Locate the string "this" in the records below. Copy every line where it occurs.

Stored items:
+ + + +
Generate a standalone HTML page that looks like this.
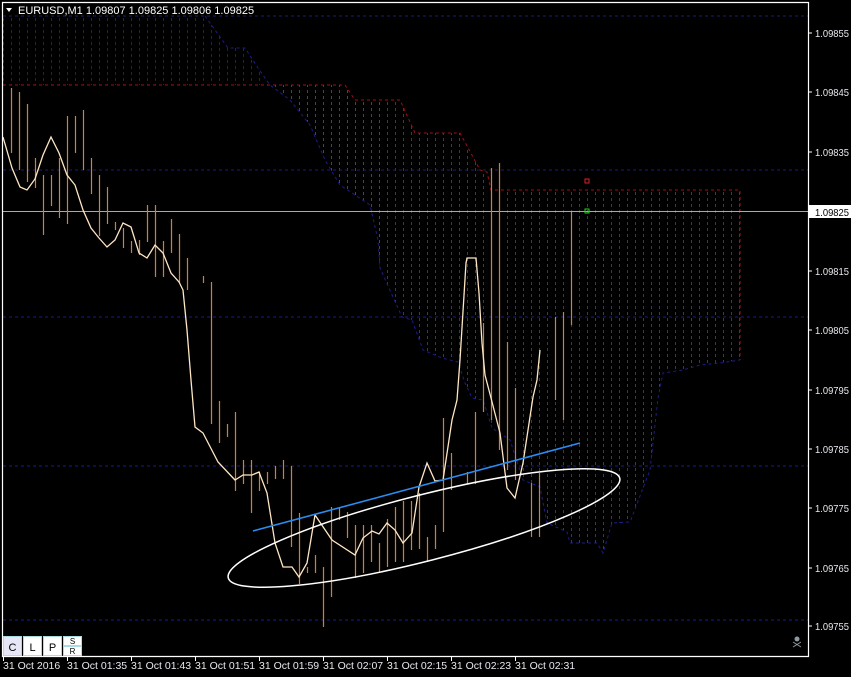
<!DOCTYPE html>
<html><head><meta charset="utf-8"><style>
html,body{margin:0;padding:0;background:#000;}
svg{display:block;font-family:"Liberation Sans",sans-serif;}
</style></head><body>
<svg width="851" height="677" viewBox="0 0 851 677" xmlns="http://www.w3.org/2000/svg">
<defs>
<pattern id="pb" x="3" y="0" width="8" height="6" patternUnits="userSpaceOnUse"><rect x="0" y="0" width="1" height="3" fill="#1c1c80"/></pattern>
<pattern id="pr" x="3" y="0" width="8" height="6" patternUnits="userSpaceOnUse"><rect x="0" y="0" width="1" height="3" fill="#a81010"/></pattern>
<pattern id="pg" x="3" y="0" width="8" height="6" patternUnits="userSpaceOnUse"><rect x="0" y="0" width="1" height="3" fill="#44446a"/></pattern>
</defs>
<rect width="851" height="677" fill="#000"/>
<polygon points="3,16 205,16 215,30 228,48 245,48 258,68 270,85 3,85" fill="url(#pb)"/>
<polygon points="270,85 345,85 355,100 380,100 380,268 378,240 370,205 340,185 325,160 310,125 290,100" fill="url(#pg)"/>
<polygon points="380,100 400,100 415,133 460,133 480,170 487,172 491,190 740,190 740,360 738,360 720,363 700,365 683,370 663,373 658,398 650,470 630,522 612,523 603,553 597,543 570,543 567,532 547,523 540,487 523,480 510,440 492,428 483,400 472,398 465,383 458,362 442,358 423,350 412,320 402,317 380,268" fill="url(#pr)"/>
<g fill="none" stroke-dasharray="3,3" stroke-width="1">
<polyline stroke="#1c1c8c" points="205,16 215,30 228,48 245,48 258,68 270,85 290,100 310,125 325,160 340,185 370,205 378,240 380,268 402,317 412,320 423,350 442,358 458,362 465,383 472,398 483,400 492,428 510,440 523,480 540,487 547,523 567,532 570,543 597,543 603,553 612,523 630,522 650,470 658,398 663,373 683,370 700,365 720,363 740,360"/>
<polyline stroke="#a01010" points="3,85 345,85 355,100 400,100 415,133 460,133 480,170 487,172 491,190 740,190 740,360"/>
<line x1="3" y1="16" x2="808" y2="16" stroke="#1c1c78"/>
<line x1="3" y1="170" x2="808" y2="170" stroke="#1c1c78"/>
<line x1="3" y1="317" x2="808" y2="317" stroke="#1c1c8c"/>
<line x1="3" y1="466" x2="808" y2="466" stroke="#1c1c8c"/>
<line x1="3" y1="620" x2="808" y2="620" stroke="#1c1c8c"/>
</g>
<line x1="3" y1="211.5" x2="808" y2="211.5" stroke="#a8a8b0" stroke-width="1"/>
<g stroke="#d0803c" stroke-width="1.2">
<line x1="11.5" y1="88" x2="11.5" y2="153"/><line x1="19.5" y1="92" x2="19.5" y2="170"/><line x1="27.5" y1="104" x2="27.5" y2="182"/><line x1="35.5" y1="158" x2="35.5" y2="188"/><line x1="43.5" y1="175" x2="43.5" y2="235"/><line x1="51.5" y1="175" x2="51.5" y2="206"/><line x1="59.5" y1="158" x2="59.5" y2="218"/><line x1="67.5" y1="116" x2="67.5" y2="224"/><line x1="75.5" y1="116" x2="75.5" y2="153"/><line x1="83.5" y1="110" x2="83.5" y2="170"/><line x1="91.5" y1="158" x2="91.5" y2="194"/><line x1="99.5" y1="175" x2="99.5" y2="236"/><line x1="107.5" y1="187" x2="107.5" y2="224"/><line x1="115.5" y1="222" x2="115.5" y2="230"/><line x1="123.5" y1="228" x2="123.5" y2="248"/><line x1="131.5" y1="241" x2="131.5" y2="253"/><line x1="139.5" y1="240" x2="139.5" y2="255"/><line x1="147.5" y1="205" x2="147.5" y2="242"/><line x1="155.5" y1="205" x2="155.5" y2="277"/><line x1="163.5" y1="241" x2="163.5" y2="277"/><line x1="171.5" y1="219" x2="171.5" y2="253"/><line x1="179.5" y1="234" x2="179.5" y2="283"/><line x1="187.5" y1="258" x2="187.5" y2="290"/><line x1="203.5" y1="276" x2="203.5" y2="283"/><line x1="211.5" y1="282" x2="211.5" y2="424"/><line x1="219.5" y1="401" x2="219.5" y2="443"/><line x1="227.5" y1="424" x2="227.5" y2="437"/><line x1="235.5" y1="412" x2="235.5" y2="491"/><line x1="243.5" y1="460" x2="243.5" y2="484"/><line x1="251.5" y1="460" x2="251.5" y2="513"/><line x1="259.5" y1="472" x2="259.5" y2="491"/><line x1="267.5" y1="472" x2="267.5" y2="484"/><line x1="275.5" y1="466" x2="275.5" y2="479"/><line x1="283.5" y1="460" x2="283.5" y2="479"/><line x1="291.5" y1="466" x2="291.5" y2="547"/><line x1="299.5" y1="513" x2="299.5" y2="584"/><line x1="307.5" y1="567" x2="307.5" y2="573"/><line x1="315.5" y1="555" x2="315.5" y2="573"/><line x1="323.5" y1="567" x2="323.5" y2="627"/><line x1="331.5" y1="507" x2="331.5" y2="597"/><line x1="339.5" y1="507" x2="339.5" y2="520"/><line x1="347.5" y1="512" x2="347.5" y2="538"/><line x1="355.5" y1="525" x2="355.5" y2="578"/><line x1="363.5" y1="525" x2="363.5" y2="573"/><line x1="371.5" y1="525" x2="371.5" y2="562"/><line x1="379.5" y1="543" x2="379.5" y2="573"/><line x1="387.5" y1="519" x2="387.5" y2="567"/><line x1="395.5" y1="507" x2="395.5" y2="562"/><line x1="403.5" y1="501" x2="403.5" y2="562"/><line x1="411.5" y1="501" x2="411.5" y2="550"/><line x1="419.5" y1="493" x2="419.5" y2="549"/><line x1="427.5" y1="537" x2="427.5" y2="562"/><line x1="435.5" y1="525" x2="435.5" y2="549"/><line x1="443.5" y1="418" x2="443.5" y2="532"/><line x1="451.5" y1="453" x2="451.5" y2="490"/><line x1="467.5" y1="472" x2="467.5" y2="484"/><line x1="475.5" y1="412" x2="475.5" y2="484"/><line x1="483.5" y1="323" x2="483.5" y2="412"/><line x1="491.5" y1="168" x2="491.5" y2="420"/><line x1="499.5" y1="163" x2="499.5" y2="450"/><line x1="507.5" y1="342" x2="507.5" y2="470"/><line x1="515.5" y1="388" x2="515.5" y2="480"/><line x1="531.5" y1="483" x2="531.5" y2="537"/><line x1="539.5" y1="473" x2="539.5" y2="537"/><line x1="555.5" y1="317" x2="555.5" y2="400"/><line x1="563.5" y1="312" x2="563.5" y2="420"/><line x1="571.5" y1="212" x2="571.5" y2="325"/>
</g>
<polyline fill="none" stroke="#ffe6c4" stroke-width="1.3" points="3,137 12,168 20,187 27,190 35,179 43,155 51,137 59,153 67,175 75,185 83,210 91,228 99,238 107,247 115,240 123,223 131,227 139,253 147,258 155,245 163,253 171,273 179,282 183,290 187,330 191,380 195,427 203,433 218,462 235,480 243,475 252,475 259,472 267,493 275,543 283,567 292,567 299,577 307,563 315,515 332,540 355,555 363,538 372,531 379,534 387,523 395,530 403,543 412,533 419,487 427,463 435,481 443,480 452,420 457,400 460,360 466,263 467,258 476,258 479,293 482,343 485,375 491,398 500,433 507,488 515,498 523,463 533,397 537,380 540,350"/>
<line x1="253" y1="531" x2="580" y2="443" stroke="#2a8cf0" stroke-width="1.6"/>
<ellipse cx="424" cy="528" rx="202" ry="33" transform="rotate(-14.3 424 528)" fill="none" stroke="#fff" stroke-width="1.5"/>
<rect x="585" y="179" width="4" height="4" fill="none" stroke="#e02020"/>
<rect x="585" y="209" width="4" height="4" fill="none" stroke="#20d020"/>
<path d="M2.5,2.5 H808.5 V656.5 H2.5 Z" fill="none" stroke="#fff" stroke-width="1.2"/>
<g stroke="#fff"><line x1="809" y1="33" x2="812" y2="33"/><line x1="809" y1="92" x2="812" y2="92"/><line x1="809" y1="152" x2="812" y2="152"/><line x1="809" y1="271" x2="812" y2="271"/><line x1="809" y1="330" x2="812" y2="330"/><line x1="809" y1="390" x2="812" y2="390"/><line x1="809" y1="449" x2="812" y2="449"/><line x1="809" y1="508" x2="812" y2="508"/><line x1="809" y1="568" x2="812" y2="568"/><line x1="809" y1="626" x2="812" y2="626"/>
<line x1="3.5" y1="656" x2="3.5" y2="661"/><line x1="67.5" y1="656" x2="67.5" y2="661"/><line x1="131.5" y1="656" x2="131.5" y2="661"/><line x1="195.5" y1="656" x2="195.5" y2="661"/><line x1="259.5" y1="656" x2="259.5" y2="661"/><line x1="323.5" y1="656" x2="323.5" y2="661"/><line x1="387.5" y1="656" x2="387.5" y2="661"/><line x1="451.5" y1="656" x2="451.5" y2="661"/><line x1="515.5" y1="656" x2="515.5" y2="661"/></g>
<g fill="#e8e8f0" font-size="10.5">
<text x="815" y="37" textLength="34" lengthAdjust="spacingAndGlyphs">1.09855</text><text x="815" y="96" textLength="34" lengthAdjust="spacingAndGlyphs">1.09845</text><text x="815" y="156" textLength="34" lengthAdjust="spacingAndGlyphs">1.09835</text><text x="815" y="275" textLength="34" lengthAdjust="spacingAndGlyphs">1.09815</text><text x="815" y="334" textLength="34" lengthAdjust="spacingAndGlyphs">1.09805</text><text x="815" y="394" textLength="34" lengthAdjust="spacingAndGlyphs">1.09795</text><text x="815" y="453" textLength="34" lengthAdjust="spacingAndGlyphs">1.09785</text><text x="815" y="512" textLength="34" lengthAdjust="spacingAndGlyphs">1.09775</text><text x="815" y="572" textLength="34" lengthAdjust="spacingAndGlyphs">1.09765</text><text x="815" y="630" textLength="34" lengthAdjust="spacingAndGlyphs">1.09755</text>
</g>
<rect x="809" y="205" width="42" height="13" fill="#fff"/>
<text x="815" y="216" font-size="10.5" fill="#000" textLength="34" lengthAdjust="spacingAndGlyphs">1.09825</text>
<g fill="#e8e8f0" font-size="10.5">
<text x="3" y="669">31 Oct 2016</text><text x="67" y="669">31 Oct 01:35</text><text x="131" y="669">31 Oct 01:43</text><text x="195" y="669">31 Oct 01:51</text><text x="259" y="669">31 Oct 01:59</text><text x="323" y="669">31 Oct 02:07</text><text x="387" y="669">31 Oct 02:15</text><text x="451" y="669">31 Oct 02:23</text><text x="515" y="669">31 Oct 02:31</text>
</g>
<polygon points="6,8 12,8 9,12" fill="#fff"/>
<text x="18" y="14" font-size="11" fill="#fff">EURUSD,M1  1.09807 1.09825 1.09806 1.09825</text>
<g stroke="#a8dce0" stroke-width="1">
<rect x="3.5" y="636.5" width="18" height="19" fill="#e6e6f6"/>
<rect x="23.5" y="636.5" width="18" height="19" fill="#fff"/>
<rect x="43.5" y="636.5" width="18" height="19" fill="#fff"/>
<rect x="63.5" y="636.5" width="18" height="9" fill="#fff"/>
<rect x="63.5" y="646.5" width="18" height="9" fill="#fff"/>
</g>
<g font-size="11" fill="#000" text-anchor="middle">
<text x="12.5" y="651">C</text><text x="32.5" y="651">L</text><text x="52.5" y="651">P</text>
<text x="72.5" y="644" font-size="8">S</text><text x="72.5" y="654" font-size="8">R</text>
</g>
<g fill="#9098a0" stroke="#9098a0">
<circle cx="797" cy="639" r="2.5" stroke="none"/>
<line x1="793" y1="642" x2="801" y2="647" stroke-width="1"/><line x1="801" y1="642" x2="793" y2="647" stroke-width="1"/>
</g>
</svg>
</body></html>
+ + + +
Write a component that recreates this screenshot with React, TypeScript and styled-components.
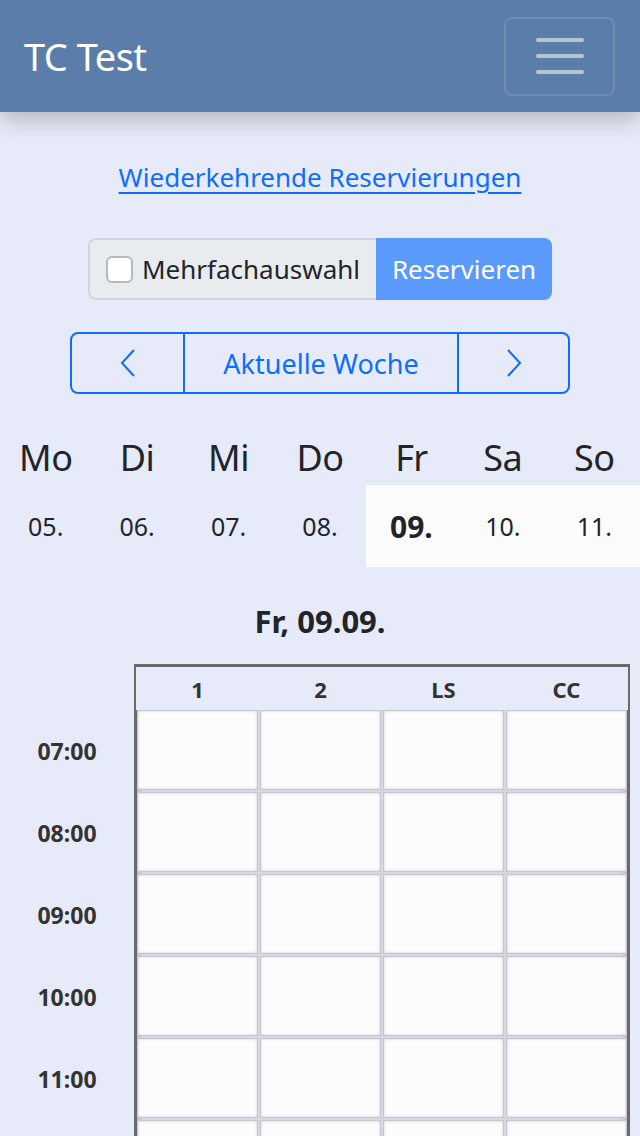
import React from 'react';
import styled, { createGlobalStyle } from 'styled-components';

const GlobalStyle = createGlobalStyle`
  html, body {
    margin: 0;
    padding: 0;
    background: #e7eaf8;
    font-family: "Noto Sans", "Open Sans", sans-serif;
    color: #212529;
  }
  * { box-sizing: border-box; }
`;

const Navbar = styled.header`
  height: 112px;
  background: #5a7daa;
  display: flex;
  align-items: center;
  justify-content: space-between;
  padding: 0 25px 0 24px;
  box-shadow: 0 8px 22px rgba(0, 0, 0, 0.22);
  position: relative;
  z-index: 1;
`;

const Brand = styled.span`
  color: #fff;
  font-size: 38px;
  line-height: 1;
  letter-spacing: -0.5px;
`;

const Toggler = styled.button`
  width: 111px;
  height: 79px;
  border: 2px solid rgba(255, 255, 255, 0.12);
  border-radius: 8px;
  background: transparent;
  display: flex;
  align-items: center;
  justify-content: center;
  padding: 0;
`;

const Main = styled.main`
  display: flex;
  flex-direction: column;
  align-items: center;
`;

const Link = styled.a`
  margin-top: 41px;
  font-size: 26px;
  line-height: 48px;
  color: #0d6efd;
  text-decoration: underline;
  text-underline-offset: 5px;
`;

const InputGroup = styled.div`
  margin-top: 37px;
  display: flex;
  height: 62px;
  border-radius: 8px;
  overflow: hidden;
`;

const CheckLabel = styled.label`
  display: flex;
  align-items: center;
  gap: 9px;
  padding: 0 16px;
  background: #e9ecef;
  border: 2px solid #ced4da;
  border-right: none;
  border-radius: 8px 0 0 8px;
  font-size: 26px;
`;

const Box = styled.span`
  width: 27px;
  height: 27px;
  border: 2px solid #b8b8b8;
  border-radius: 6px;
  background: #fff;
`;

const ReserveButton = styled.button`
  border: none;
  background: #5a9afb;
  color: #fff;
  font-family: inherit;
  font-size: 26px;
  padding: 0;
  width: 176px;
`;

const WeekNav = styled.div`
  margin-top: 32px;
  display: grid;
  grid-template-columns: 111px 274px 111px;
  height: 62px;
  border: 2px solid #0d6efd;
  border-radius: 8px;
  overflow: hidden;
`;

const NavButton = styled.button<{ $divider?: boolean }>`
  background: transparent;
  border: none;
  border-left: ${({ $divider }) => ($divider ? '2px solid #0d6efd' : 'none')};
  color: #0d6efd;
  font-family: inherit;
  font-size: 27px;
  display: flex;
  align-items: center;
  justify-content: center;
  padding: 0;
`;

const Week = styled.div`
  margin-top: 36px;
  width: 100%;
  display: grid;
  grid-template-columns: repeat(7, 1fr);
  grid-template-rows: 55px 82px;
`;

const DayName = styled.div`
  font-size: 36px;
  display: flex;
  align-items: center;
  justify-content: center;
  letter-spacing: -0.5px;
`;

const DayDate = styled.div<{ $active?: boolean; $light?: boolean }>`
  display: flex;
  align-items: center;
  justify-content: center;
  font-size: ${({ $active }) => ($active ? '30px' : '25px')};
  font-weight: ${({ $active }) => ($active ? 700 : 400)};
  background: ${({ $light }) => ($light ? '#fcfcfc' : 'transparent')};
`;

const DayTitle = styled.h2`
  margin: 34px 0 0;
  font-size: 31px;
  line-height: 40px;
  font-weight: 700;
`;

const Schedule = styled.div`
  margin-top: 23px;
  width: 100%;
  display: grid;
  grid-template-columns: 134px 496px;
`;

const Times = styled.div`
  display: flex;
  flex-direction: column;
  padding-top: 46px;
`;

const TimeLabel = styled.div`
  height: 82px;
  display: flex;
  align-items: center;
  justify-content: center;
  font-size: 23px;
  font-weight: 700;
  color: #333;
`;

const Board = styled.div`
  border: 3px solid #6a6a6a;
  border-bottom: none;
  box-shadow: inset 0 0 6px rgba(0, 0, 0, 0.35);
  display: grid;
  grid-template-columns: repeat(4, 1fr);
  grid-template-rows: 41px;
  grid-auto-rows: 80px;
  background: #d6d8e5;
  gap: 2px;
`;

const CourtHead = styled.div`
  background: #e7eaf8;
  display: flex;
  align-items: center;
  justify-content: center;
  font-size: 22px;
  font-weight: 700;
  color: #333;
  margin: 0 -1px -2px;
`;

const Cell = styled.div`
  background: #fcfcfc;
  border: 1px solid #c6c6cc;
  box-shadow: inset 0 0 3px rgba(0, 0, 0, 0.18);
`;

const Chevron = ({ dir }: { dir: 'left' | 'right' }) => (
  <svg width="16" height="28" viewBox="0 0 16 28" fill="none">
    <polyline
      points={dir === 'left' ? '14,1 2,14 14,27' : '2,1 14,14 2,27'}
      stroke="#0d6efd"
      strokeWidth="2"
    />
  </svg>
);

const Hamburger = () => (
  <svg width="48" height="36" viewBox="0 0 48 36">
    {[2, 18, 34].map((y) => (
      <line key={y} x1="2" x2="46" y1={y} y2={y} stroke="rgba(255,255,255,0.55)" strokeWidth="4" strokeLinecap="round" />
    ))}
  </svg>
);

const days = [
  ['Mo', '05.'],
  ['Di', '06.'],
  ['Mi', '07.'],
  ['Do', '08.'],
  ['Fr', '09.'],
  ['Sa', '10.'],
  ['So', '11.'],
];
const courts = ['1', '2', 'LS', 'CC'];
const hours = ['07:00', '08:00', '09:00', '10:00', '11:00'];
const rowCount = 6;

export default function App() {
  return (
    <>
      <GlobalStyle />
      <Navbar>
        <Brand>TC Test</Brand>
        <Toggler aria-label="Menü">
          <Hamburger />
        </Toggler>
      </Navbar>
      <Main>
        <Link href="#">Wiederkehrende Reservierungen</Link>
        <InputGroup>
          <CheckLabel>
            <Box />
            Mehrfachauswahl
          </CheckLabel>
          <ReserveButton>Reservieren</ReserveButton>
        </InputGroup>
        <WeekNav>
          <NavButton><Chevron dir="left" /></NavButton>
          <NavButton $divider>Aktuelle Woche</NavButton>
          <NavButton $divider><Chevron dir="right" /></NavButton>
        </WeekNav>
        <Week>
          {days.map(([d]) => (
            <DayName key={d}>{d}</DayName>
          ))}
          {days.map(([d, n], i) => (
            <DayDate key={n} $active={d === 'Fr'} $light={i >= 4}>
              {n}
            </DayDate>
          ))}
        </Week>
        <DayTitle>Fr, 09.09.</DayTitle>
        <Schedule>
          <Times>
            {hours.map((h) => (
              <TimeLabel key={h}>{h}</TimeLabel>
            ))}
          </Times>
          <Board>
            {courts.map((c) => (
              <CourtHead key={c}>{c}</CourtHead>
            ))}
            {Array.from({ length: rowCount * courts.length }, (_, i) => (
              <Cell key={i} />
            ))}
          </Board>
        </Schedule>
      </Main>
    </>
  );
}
+ + + +
**Final answer:**
Generate a standalone HTML page that looks like this.
Write a component that recreates this screenshot with React, TypeScript and styled-components.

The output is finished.